Patience, il y aura de nouveaux logements ! Certes la ministre Christine Boutin ne pourra pas faire grand chose pour les faire construire en 2008, mais « en 2012, là je pense que ça ira très bien ». Comme il en faudrait au moins un million dans les prochaines années... est-ce que ce sera pour 2012, pour 2040 ou pour la Saint Glinglin ?
Patience, un comité chargé par Nicolas Sarkozy de faire des propositions vient de rendre sa copie. Pour la région parisienne par exemple, secteur en France où la situation du logement est la plus catastrophique, il propose un « plan Marshall » de construction de... 30 000 logements sociaux par an. À qui en sera imposée la construction ? Aux maires que la loi oblige déjà à en construire 20 %, mais qui s'y refusent pour beaucoup, à commencer par les amis de Nicolas Sarkozy ?
Patience, il y aura aussi de nouveaux propriétaires ! Là, on peut probablement croire Sarkozy et Boutin, qui ont annoncé leur intention d'imposer aux organismes de HLM la vente d'au moins 40 000 logements par an et de favoriser les prêts hypothécaires pour inciter les ménages à « l'accession à la propriété ». Chaque année, 30 000 logements sociaux à construire mais 40 000 à retirer du parc, le résultat est négatif ! Par ailleurs, la « France des propriétaires » de Sarkozy, cela veut dire aider les banques et la spéculation immobilière, déjà responsables de la hausse des prix, et pousser les familles modestes à s'endetter encore plus ! Ce sont précisément ces mécanismes qui sont à l'origine de la crise immobilière et financière aux USA, qui menace l'économie mondiale et a déjà jeté hors de leur logement des centaines de milliers de travailleurs américains.

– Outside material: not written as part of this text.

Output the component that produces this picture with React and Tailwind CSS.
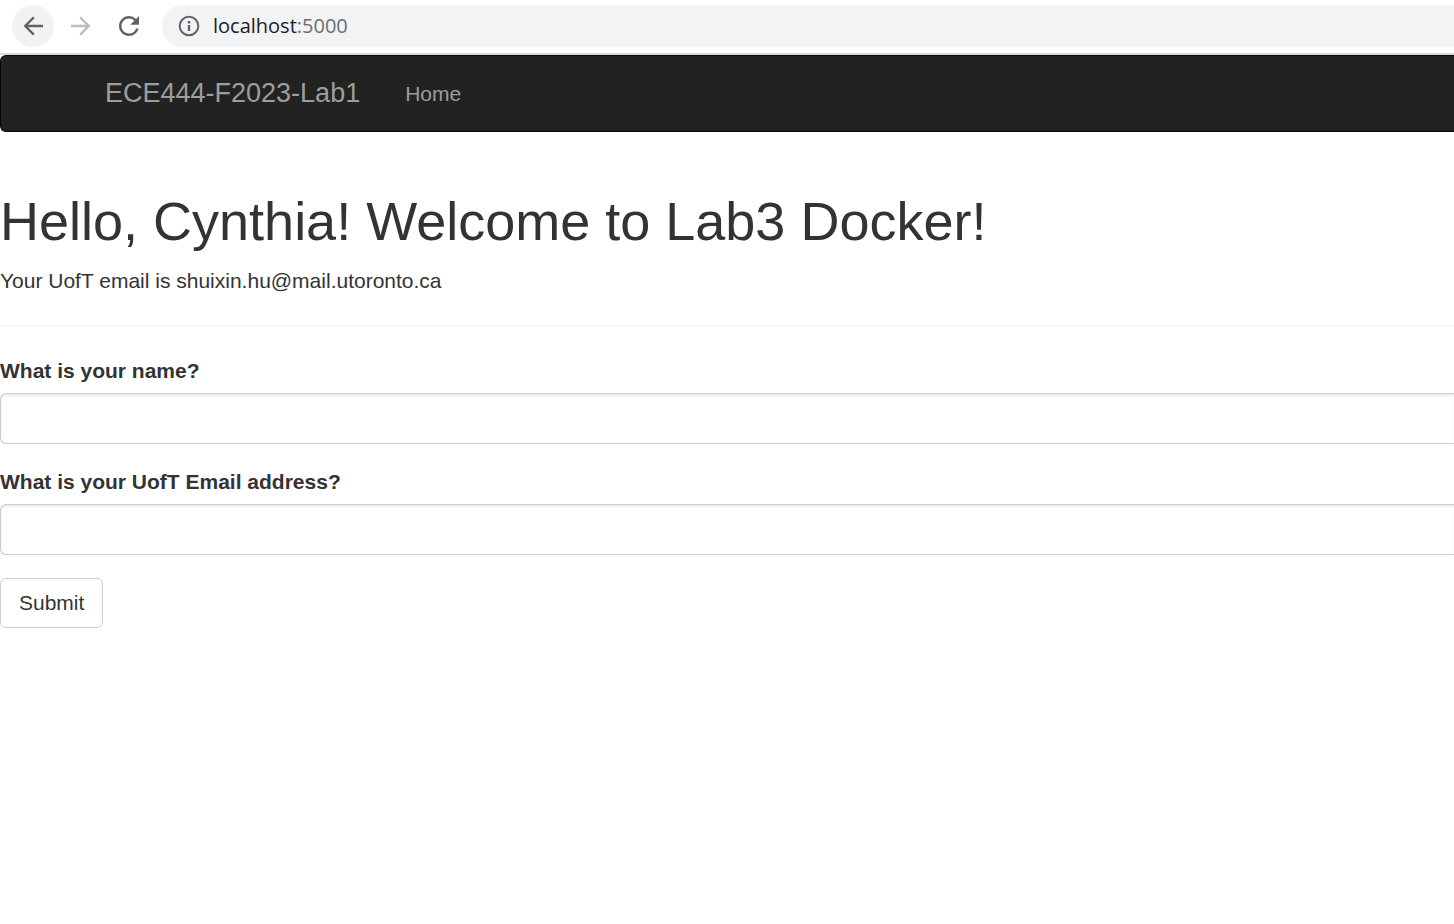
import React from "react";
import { MdRefresh } from "react-icons/md";

function Arrow({ flipped }) {
  return (
    <svg
      viewBox="0 0 30 30"
      className={flipped ? "size-[30px] rotate-180" : "size-[30px]"}
      fill="none"
      stroke="currentColor"
      strokeWidth="2.3"
      aria-hidden="true"
    >
      <path d="M25 15H7.2M15.8 6.4L7.2 15l8.6 8.6" />
    </svg>
  );
}

function InfoIcon() {
  return (
    <svg viewBox="0 0 24 24" className="size-6 shrink-0" fill="none" stroke="currentColor" aria-hidden="true">
      <circle cx="12" cy="12" r="9.3" strokeWidth="2" />
      <path d="M12 11v6M12 7v2.4" strokeWidth="2.4" />
    </svg>
  );
}

function BrowserBar() {
  return (
    <div className="flex items-center border-b-2 border-[#dadada] bg-white pt-[5px] pb-[6px] pl-3 text-[#5f6368]">
      <button
        type="button"
        aria-label="Back"
        className="flex size-[42px] shrink-0 items-center justify-center rounded-full bg-[#f2f2f2]"
      >
        <Arrow />
      </button>
      <button
        type="button"
        aria-label="Forward"
        disabled
        className="ml-1.5 flex size-[42px] shrink-0 items-center justify-center text-[#babcbe]"
      >
        <Arrow flipped />
      </button>
      <button
        type="button"
        aria-label="Reload"
        className="ml-1.5 flex size-[42px] shrink-0 items-center justify-center"
      >
        <MdRefresh className="size-[30px]" />
      </button>
      <div className="ml-3 flex h-[42px] min-w-0 flex-1 items-center gap-3 rounded-l-full bg-[#f1f3f4] pl-[15px]">
        <InfoIcon />
        <span className="font-['Open_Sans',sans-serif] text-xl text-[#202124]">
          localhost<span className="text-[#6b6f73]">:5000</span>
        </span>
      </div>
    </div>
  );
}

function Navbar() {
  return (
    <nav className="flex items-center gap-[45px] rounded-l-md border border-r-0 border-[#080808] bg-[#222222] py-[22px] pl-[104px] text-[#9d9d9d]">
      <a href="#" className="text-[27px] leading-[31px]">
        ECE444-F2023-Lab1
      </a>
      <a href="#" className="leading-[31px]">
        Home
      </a>
    </nav>
  );
}

function Field({ id, label, type }) {
  return (
    <div className="mb-[23px]">
      <label htmlFor={id} className="mb-[7px] block font-bold">
        {label}
      </label>
      <input
        id={id}
        name={id}
        type={type}
        className="block h-[51px] w-full rounded-l-md border border-r-0 border-[#cccccc] bg-white px-[18px] text-[#555555] shadow-[inset_0_2px_2px_rgba(0,0,0,0.075)]"
      />
    </div>
  );
}

export default function App() {
  return (
    <div className="bg-white font-['Liberation_Sans',Arial,sans-serif] text-[21px] leading-[30px] text-[#333333]">
      <BrowserBar />
      <Navbar />
      <main>
        <header className="border-b border-[#eeeeee] pt-[60px] pb-[29px]">
          <h1 className="mb-[15px] text-[54px] leading-[59px]">
            Hello, Cynthia! Welcome to Lab3 Docker!
          </h1>
          <p>Your UofT email is shuixin.hu@mail.utoronto.ca</p>
        </header>
        <form className="pt-[30px]" onSubmit={(e) => e.preventDefault()}>
          <Field id="name" label="What is your name?" type="text" />
          <Field id="email" label="What is your UofT Email address?" type="email" />
          <button
            type="submit"
            className="rounded-md border border-[#cccccc] bg-white px-[18px] py-[9px]"
          >
            Submit
          </button>
        </form>
      </main>
    </div>
  );
}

Mais patience, il y aura aussi, dès le début janvier, cette fameuse loi « Dalo », ou « droit au logement opposable ». Offrant théoriquement un toit aux « locataires menacés d'expulsion sans relogement ». Boutin se pencherait sur les dossiers des familles de la rue de la Banque pour examiner si elles répondraient aux critères... Une véritable fumisterie, quand on sait quels efforts elle a précisément déployés récemment, devant le parlement, pour que la loi et ses décrets permettent le moins d'applications possibles !
La « trêve hivernale » qui a commencé le 1er novembre, et protège de l'expulsion en plein hiver certains locataires (mais pas tous), ne résoudra pas non plus la question.
Les mal logés ont raison d'exprimer leur refus d'être les victimes des « marchands de sommeil » et des requins de l'immobilier. Salaires, emplois, mais logement aussi, doivent être mis au programme général de lutte de tous les travailleurs. En commençant, pour le logement, par la réquisition des logements vides que les propriétaires refusent de louer souvent pour des raisons spéculatives, et par la mise en chantier des 2 millions de logements qui manquent à l'échelle du pays et pourraient être financés sur l'argent aujourd'hui versé à fonds perdus au patronat.